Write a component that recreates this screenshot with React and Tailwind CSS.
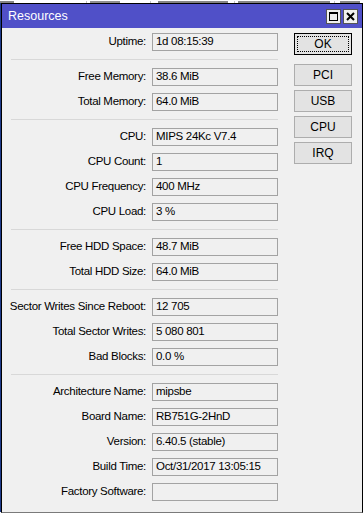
import React from "react";

const font = { fontFamily: '"Liberation Sans", Arial, sans-serif' };

function Row({ label, value }) {
  return (
    <div className="flex items-center h-[18px]">
      <div className="w-[135px] flex justify-end">
        <span className="whitespace-nowrap text-[11.5px] tracking-[-0.3px] text-black leading-none">{label}</span>
      </div>
      <div className="ml-[6px] w-[126px] h-[18px] border border-[#a3a3a3] bg-[#f0f0f0] flex items-center pl-[3px] text-[11.5px] tracking-[-0.3px] text-black leading-none whitespace-nowrap">
        {value}
      </div>
    </div>
  );
}

function Sep() {
  return <div className="h-px my-px w-[267px] bg-[#d8d8d8]" />;
}

function Btn({ children }) {
  return (
    <div className="w-[58px] h-[22px] border border-[#adadad] bg-[#e3e3e3] flex items-center justify-center text-[12px] text-black leading-none">
      {children}
    </div>
  );
}

function Strip() {
  const bits = [
    [0, 14, "#333"], [86, 1, "#999"], [90, 30, "#444"], [150, 1, "#999"], [158, 70, "#333"],
    [234, 1, "#999"], [238, 92, "#333"], [334, 1, "#999"], [340, 20, "#333"],
  ];
  return (
    <div className="h-[3px] flex">
      {bits.map(([x, w, c], i) => (
        <div key={i} className="h-[2px] mt-px" style={{ marginLeft: i === 0 ? x : x - (bits[i - 1][0] + bits[i - 1][1]), width: w, background: c, opacity: 0.6 }} />
      ))}
    </div>
  );
}

export default function App() {
  return (
    <div className="w-[364px] h-[515px] bg-white overflow-hidden" style={font}>
      <Strip />
      <div className="flex">
        <div className="w-px h-[509px] bg-[#1e3a8a]" />
        {/* window */}
        <div className="w-[362px] h-[510px] border border-black border-b-[#7a7a7a] bg-[#f0f0f0] flex flex-col">
          <div className="h-[24px] bg-[#5050c8] flex items-center pl-[6px] pr-[4px]">
            <span className="text-white text-[12.5px] leading-none">Resources</span>
            <div className="ml-auto flex gap-[2px]">
              <div className="w-[15px] h-[15px] bg-[#f0f0f0] border border-[#555] flex items-center justify-center">
                <div className="w-[9px] h-[9px] border border-black border-t-2" />
              </div>
              <div className="w-[15px] h-[15px] bg-[#f0f0f0] border border-[#555] flex items-center justify-center">
                <svg width="9" height="9" viewBox="0 0 9 9">
                  <path d="M1 1 L8 8 M8 1 L1 8" stroke="black" strokeWidth="2" />
                </svg>
              </div>
            </div>
          </div>
          <div className="flex pt-[5px] pl-[9px]">
            <div className="flex flex-col gap-[7px]">
              <Row label="Uptime:" value="1d 08:15:39" />
              <Sep />
              <Row label="Free Memory:" value="38.6 MiB" />
              <Row label="Total Memory:" value="64.0 MiB" />
              <Sep />
              <Row label="CPU:" value="MIPS 24Kc V7.4" />
              <Row label="CPU Count:" value="1" />
              <Row label="CPU Frequency:" value="400 MHz" />
              <Row label="CPU Load:" value="3 %" />
              <Sep />
              <Row label="Free HDD Space:" value="48.7 MiB" />
              <Row label="Total HDD Size:" value="64.0 MiB" />
              <Sep />
              <Row label="Sector Writes Since Reboot:" value="12 705" />
              <Row label="Total Sector Writes:" value="5 080 801" />
              <Row label="Bad Blocks:" value="0.0 %" />
              <Sep />
              <Row label="Architecture Name:" value="mipsbe" />
              <Row label="Board Name:" value="RB751G-2HnD" />
              <Row label="Version:" value="6.40.5 (stable)" />
              <Row label="Build Time:" value="Oct/31/2017 13:05:15" />
              <Row label="Factory Software:" value="" />
            </div>
            <div className="ml-[16px] flex flex-col gap-[4px]">
              <div className="w-[58px] h-[22px] border border-black bg-[#e3e3e3] p-[2px] mb-[5px]">
                <div className="w-full h-full border border-dotted border-black flex items-center justify-center text-[12px] text-black leading-none">
                  OK
                </div>
              </div>
              <Btn>PCI</Btn>
              <Btn>USB</Btn>
              <Btn>CPU</Btn>
              <Btn>IRQ</Btn>
            </div>
          </div>
        </div>
      </div>
    </div>
  );
}
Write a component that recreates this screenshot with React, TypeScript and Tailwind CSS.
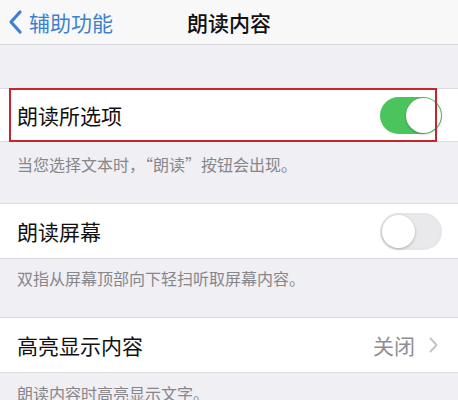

▶ _Work to do_
Print out the whole of the material word for word, without pictures.

▶ _Output of the exercise_
Write a component that recreates this screenshot with React and Tailwind CSS.
import React from "react";

const font = { fontFamily: '"Liberation Sans", Arial, sans-serif' };

function Row({ label, value }) {
  return (
    <div className="flex items-center h-[18px]">
      <div className="w-[135px] flex justify-end">
        <span className="whitespace-nowrap text-[11.5px] tracking-[-0.3px] text-black leading-none">{label}</span>
      </div>
      <div className="ml-[6px] w-[126px] h-[18px] border border-[#a3a3a3] bg-[#f0f0f0] flex items-center pl-[3px] text-[11.5px] tracking-[-0.3px] text-black leading-none whitespace-nowrap">
        {value}
      </div>
    </div>
  );
}

function Sep() {
  return <div className="h-px my-px w-[267px] bg-[#d8d8d8]" />;
}

function Btn({ children }) {
  return (
    <div className="w-[58px] h-[22px] border border-[#adadad] bg-[#e3e3e3] flex items-center justify-center text-[12px] text-black leading-none">
      {children}
    </div>
  );
}

function Strip() {
  const bits = [
    [0, 14, "#333"], [86, 1, "#999"], [90, 30, "#444"], [150, 1, "#999"], [158, 70, "#333"],
    [234, 1, "#999"], [238, 92, "#333"], [334, 1, "#999"], [340, 20, "#333"],
  ];
  return (
    <div className="h-[3px] flex">
      {bits.map(([x, w, c], i) => (
        <div key={i} className="h-[2px] mt-px" style={{ marginLeft: i === 0 ? x : x - (bits[i - 1][0] + bits[i - 1][1]), width: w, background: c, opacity: 0.6 }} />
      ))}
    </div>
  );
}

export default function App() {
  return (
    <div className="w-[364px] h-[515px] bg-white overflow-hidden" style={font}>
      <Strip />
      <div className="flex">
        <div className="w-px h-[509px] bg-[#1e3a8a]" />
        {/* window */}
        <div className="w-[362px] h-[510px] border border-black border-b-[#7a7a7a] bg-[#f0f0f0] flex flex-col">
          <div className="h-[24px] bg-[#5050c8] flex items-center pl-[6px] pr-[4px]">
            <span className="text-white text-[12.5px] leading-none">Resources</span>
            <div className="ml-auto flex gap-[2px]">
              <div className="w-[15px] h-[15px] bg-[#f0f0f0] border border-[#555] flex items-center justify-center">
                <div className="w-[9px] h-[9px] border border-black border-t-2" />
              </div>
              <div className="w-[15px] h-[15px] bg-[#f0f0f0] border border-[#555] flex items-center justify-center">
                <svg width="9" height="9" viewBox="0 0 9 9">
                  <path d="M1 1 L8 8 M8 1 L1 8" stroke="black" strokeWidth="2" />
                </svg>
              </div>
            </div>
          </div>
          <div className="flex pt-[5px] pl-[9px]">
            <div className="flex flex-col gap-[7px]">
              <Row label="Uptime:" value="1d 08:15:39" />
              <Sep />
              <Row label="Free Memory:" value="38.6 MiB" />
              <Row label="Total Memory:" value="64.0 MiB" />
              <Sep />
              <Row label="CPU:" value="MIPS 24Kc V7.4" />
              <Row label="CPU Count:" value="1" />
              <Row label="CPU Frequency:" value="400 MHz" />
              <Row label="CPU Load:" value="3 %" />
              <Sep />
              <Row label="Free HDD Space:" value="48.7 MiB" />
              <Row label="Total HDD Size:" value="64.0 MiB" />
              <Sep />
              <Row label="Sector Writes Since Reboot:" value="12 705" />
              <Row label="Total Sector Writes:" value="5 080 801" />
              <Row label="Bad Blocks:" value="0.0 %" />
              <Sep />
              <Row label="Architecture Name:" value="mipsbe" />
              <Row label="Board Name:" value="RB751G-2HnD" />
              <Row label="Version:" value="6.40.5 (stable)" />
              <Row label="Build Time:" value="Oct/31/2017 13:05:15" />
              <Row label="Factory Software:" value="" />
            </div>
            <div className="ml-[16px] flex flex-col gap-[4px]">
              <div className="w-[58px] h-[22px] border border-black bg-[#e3e3e3] p-[2px] mb-[5px]">
                <div className="w-full h-full border border-dotted border-black flex items-center justify-center text-[12px] text-black leading-none">
                  OK
                </div>
              </div>
              <Btn>PCI</Btn>
              <Btn>USB</Btn>
              <Btn>CPU</Btn>
              <Btn>IRQ</Btn>
            </div>
          </div>
        </div>
      </div>
    </div>
  );
}
Write a component that recreates this screenshot with React, TypeScript and Tailwind CSS.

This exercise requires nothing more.